:: RAW DATA
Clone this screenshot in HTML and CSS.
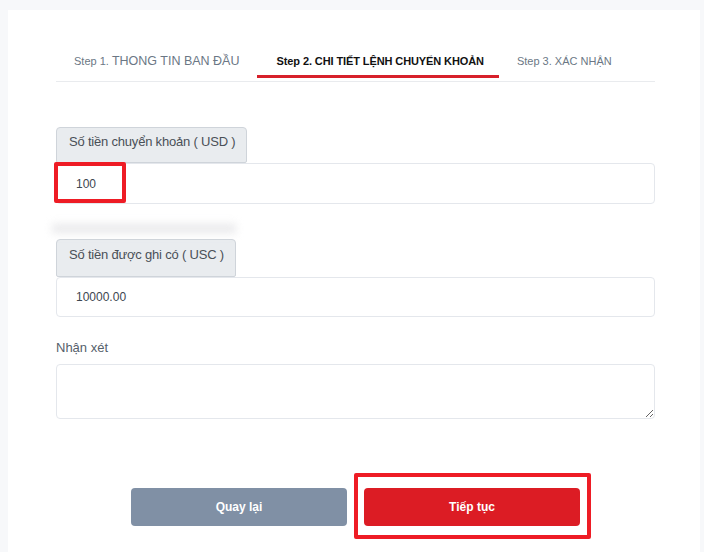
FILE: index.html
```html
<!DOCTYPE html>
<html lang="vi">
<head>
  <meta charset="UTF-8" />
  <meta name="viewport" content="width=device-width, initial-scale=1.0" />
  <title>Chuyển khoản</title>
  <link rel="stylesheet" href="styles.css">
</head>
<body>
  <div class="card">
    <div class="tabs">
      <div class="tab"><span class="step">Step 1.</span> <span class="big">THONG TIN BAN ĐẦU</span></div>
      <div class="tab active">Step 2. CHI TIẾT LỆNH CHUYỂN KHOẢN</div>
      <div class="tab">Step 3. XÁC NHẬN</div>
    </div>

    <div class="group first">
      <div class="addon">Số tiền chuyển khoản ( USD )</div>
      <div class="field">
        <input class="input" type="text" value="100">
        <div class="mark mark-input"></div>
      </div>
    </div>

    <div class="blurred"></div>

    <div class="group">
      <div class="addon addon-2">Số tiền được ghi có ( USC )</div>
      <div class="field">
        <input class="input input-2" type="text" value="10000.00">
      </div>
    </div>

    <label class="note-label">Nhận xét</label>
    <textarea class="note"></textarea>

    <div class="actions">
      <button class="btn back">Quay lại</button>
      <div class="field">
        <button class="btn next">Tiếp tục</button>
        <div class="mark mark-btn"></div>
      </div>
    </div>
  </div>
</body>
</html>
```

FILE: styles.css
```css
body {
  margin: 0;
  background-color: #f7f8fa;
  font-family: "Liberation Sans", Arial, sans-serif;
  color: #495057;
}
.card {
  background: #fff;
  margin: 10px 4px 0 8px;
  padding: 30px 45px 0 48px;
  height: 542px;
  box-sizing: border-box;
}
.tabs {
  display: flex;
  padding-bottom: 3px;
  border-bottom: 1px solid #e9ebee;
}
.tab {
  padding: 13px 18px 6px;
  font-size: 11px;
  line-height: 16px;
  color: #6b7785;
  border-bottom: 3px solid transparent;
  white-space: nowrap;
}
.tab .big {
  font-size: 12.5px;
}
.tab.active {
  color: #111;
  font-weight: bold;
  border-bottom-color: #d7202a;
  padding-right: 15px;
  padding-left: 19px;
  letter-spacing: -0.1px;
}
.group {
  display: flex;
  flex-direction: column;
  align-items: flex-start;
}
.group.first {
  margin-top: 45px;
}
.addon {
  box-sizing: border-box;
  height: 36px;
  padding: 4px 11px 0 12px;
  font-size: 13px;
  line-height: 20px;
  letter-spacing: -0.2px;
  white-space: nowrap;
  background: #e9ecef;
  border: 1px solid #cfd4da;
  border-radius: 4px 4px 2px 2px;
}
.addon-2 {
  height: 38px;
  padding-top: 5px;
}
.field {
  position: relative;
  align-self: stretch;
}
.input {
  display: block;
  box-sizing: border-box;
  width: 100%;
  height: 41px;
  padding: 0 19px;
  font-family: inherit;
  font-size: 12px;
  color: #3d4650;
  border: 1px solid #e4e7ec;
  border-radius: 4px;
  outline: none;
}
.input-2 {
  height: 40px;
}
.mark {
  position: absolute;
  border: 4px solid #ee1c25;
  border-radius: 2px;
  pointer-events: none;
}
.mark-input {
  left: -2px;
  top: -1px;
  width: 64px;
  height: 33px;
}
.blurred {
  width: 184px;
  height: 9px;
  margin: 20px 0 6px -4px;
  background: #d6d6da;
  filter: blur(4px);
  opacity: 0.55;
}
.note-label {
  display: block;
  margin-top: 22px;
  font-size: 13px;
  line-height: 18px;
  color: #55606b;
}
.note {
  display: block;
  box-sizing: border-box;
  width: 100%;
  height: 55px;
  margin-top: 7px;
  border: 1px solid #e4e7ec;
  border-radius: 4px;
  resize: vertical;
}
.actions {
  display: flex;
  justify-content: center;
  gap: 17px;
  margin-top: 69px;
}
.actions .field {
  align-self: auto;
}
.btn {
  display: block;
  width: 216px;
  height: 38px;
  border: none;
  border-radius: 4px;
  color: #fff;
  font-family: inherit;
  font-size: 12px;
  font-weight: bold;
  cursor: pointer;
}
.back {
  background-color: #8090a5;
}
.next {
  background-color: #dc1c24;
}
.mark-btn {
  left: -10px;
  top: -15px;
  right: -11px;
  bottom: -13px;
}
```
::::
# GOAL
Without the pictures, copy the material exactly as given.

# TASK ANSWER
Clone this screenshot in HTML and CSS.
FILE: index.html
```html
<!DOCTYPE html>
<html lang="vi">
<head>
  <meta charset="UTF-8" />
  <meta name="viewport" content="width=device-width, initial-scale=1.0" />
  <title>Chuyển khoản</title>
  <link rel="stylesheet" href="styles.css">
</head>
<body>
  <div class="card">
    <div class="tabs">
      <div class="tab"><span class="step">Step 1.</span> <span class="big">THONG TIN BAN ĐẦU</span></div>
      <div class="tab active">Step 2. CHI TIẾT LỆNH CHUYỂN KHOẢN</div>
      <div class="tab">Step 3. XÁC NHẬN</div>
    </div>

    <div class="group first">
      <div class="addon">Số tiền chuyển khoản ( USD )</div>
      <div class="field">
        <input class="input" type="text" value="100">
        <div class="mark mark-input"></div>
      </div>
    </div>

    <div class="blurred"></div>

    <div class="group">
      <div class="addon addon-2">Số tiền được ghi có ( USC )</div>
      <div class="field">
        <input class="input input-2" type="text" value="10000.00">
      </div>
    </div>

    <label class="note-label">Nhận xét</label>
    <textarea class="note"></textarea>

    <div class="actions">
      <button class="btn back">Quay lại</button>
      <div class="field">
        <button class="btn next">Tiếp tục</button>
        <div class="mark mark-btn"></div>
      </div>
    </div>
  </div>
</body>
</html>
```

FILE: styles.css
```css
body {
  margin: 0;
  background-color: #f7f8fa;
  font-family: "Liberation Sans", Arial, sans-serif;
  color: #495057;
}
.card {
  background: #fff;
  margin: 10px 4px 0 8px;
  padding: 30px 45px 0 48px;
  height: 542px;
  box-sizing: border-box;
}
.tabs {
  display: flex;
  padding-bottom: 3px;
  border-bottom: 1px solid #e9ebee;
}
.tab {
  padding: 13px 18px 6px;
  font-size: 11px;
  line-height: 16px;
  color: #6b7785;
  border-bottom: 3px solid transparent;
  white-space: nowrap;
}
.tab .big {
  font-size: 12.5px;
}
.tab.active {
  color: #111;
  font-weight: bold;
  border-bottom-color: #d7202a;
  padding-right: 15px;
  padding-left: 19px;
  letter-spacing: -0.1px;
}
.group {
  display: flex;
  flex-direction: column;
  align-items: flex-start;
}
.group.first {
  margin-top: 45px;
}
.addon {
  box-sizing: border-box;
  height: 36px;
  padding: 4px 11px 0 12px;
  font-size: 13px;
  line-height: 20px;
  letter-spacing: -0.2px;
  white-space: nowrap;
  background: #e9ecef;
  border: 1px solid #cfd4da;
  border-radius: 4px 4px 2px 2px;
}
.addon-2 {
  height: 38px;
  padding-top: 5px;
}
.field {
  position: relative;
  align-self: stretch;
}
.input {
  display: block;
  box-sizing: border-box;
  width: 100%;
  height: 41px;
  padding: 0 19px;
  font-family: inherit;
  font-size: 12px;
  color: #3d4650;
  border: 1px solid #e4e7ec;
  border-radius: 4px;
  outline: none;
}
.input-2 {
  height: 40px;
}
.mark {
  position: absolute;
  border: 4px solid #ee1c25;
  border-radius: 2px;
  pointer-events: none;
}
.mark-input {
  left: -2px;
  top: -1px;
  width: 64px;
  height: 33px;
}
.blurred {
  width: 184px;
  height: 9px;
  margin: 20px 0 6px -4px;
  background: #d6d6da;
  filter: blur(4px);
  opacity: 0.55;
}
.note-label {
  display: block;
  margin-top: 22px;
  font-size: 13px;
  line-height: 18px;
  color: #55606b;
}
.note {
  display: block;
  box-sizing: border-box;
  width: 100%;
  height: 55px;
  margin-top: 7px;
  border: 1px solid #e4e7ec;
  border-radius: 4px;
  resize: vertical;
}
.actions {
  display: flex;
  justify-content: center;
  gap: 17px;
  margin-top: 69px;
}
.actions .field {
  align-self: auto;
}
.btn {
  display: block;
  width: 216px;
  height: 38px;
  border: none;
  border-radius: 4px;
  color: #fff;
  font-family: inherit;
  font-size: 12px;
  font-weight: bold;
  cursor: pointer;
}
.back {
  background-color: #8090a5;
}
.next {
  background-color: #dc1c24;
}
.mark-btn {
  left: -10px;
  top: -15px;
  right: -11px;
  bottom: -13px;
}
```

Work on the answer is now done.